▸ Task description:
Find the string "index" in the records. Copy every line it appears in.

+++

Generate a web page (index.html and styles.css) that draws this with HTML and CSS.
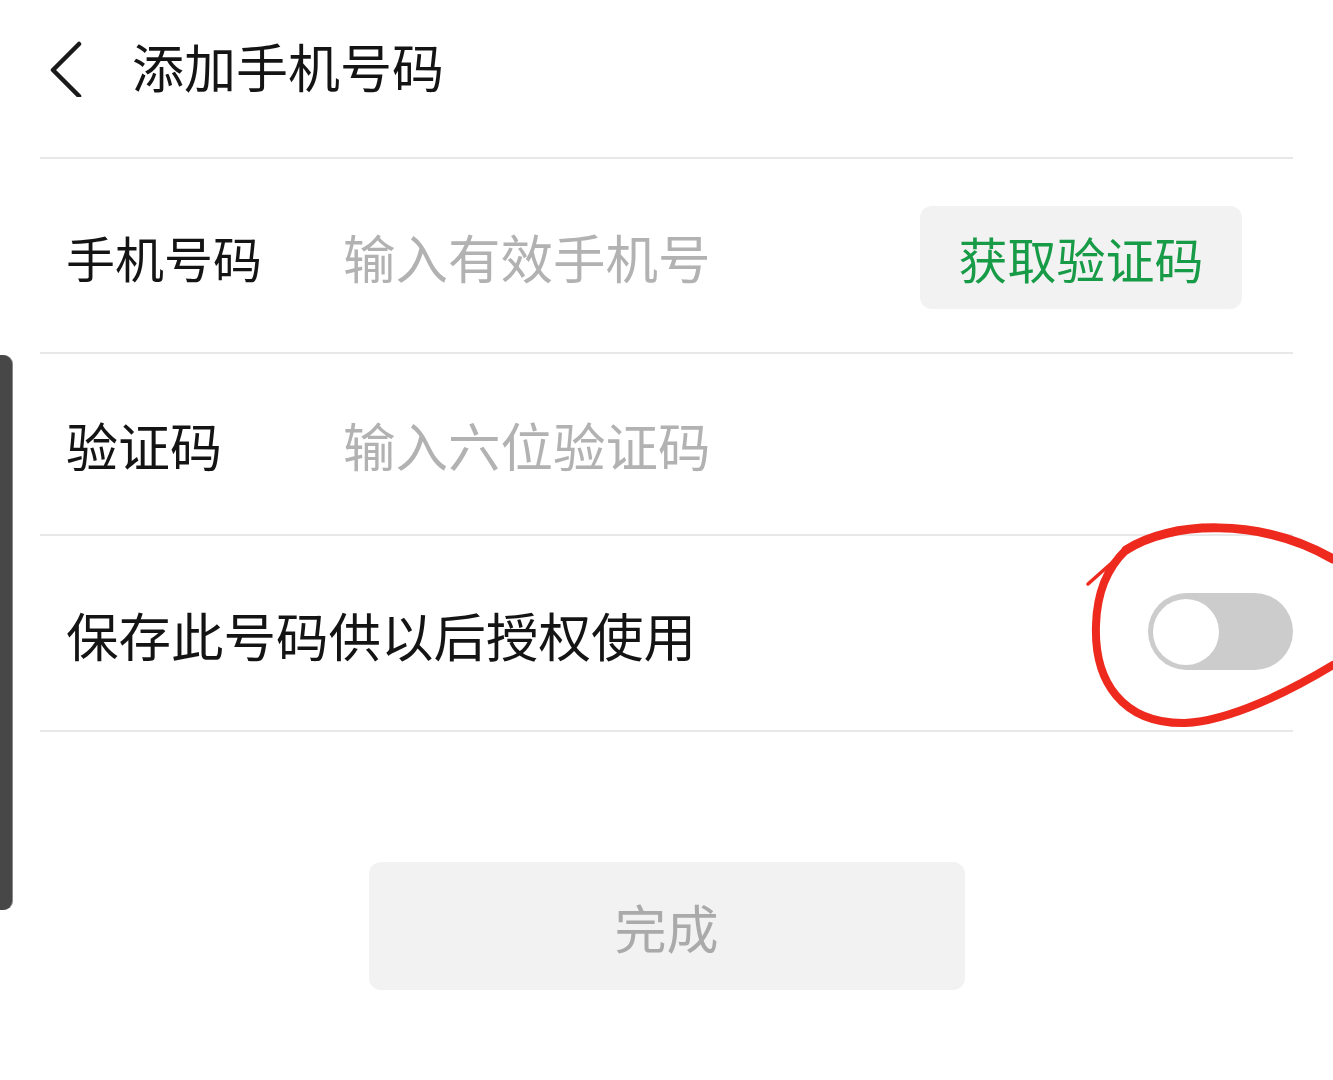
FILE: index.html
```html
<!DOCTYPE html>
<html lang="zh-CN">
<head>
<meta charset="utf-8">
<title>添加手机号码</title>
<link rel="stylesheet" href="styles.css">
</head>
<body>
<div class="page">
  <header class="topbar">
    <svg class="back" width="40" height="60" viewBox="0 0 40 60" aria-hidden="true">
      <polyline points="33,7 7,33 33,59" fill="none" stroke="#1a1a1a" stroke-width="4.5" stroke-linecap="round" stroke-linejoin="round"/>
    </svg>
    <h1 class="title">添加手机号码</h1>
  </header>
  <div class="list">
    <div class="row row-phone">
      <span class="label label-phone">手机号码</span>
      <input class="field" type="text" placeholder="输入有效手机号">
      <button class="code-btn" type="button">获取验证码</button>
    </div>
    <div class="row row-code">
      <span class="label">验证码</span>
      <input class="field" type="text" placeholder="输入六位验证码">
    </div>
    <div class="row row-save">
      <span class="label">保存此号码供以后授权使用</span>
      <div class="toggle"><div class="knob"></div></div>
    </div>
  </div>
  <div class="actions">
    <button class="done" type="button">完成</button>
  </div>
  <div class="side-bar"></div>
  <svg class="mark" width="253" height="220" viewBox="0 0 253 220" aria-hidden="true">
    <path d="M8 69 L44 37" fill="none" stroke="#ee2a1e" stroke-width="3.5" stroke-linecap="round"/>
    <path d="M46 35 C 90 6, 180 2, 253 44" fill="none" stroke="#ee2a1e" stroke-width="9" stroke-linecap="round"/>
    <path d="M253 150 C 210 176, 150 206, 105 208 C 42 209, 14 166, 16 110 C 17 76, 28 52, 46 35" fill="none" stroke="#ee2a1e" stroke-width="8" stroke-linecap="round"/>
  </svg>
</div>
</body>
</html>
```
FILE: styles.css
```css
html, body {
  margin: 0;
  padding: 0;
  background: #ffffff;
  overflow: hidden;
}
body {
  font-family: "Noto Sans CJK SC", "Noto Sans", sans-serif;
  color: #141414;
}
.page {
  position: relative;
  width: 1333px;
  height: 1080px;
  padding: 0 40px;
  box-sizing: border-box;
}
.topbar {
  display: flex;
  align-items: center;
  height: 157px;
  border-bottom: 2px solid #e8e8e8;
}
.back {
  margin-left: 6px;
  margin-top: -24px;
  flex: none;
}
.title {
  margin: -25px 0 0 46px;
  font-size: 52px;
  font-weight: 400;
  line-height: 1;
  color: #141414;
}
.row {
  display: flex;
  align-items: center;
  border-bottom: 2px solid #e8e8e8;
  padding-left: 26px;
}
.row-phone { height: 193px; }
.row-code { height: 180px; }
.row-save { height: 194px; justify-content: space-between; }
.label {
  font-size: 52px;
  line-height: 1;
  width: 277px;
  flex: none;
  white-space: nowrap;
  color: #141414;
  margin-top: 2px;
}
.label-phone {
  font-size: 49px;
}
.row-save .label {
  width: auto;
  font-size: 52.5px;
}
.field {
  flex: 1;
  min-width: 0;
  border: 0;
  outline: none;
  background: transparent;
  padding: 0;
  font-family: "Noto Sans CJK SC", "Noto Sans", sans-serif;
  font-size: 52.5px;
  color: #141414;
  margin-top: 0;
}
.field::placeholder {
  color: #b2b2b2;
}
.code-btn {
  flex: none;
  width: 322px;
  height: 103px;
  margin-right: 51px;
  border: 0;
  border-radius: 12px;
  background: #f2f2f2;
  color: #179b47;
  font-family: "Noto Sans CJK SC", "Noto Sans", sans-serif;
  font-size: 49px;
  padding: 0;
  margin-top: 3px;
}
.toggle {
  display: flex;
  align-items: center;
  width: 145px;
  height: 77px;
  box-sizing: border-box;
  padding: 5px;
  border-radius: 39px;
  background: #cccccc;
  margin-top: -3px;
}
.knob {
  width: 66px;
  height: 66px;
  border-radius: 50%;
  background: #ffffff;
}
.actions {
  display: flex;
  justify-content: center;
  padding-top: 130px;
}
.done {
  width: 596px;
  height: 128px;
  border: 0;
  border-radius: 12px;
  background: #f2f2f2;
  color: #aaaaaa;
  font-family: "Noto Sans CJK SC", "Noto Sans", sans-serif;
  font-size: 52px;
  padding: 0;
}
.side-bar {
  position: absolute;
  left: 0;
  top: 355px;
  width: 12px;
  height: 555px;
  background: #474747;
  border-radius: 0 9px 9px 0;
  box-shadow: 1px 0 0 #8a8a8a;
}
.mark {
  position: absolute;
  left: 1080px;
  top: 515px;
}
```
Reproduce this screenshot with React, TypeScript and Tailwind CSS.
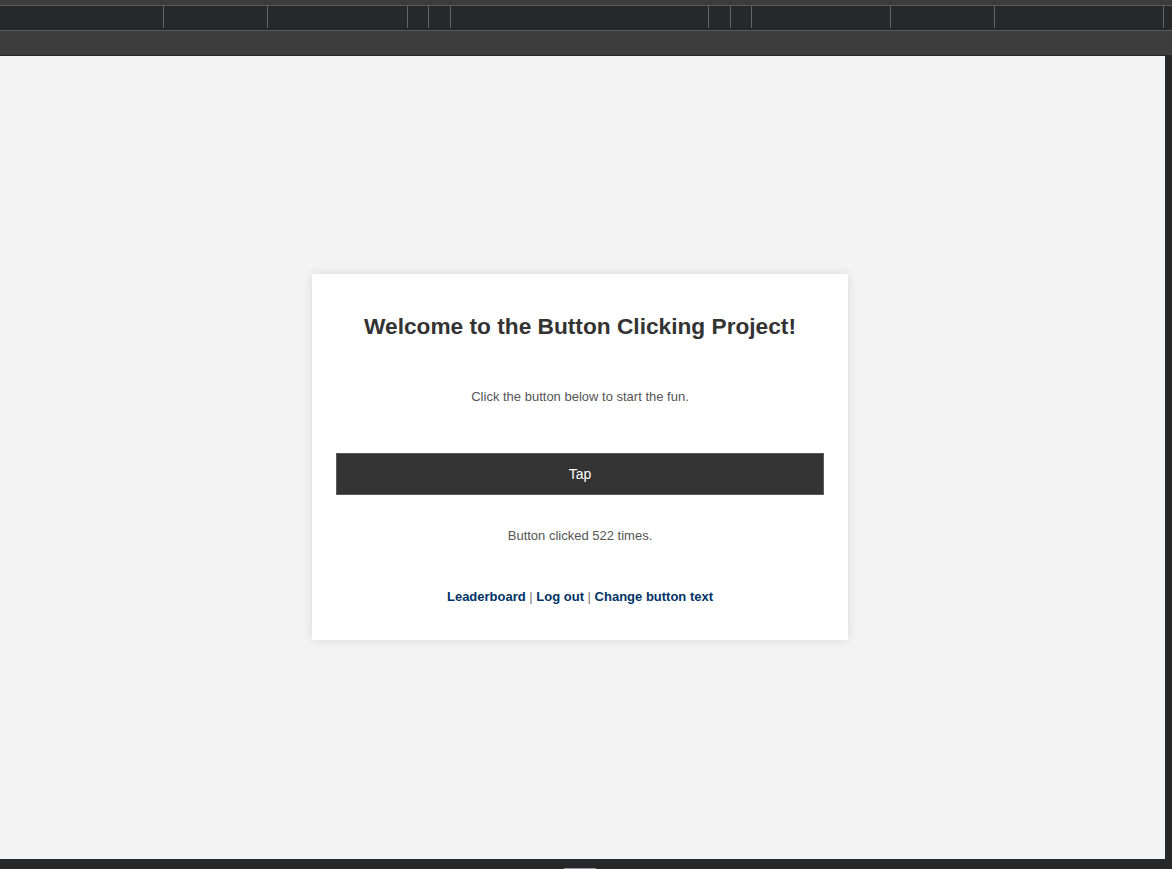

+++

▸ Task response:
Generate a web page (index.html and styles.css) that draws this with HTML and CSS.
FILE: index.html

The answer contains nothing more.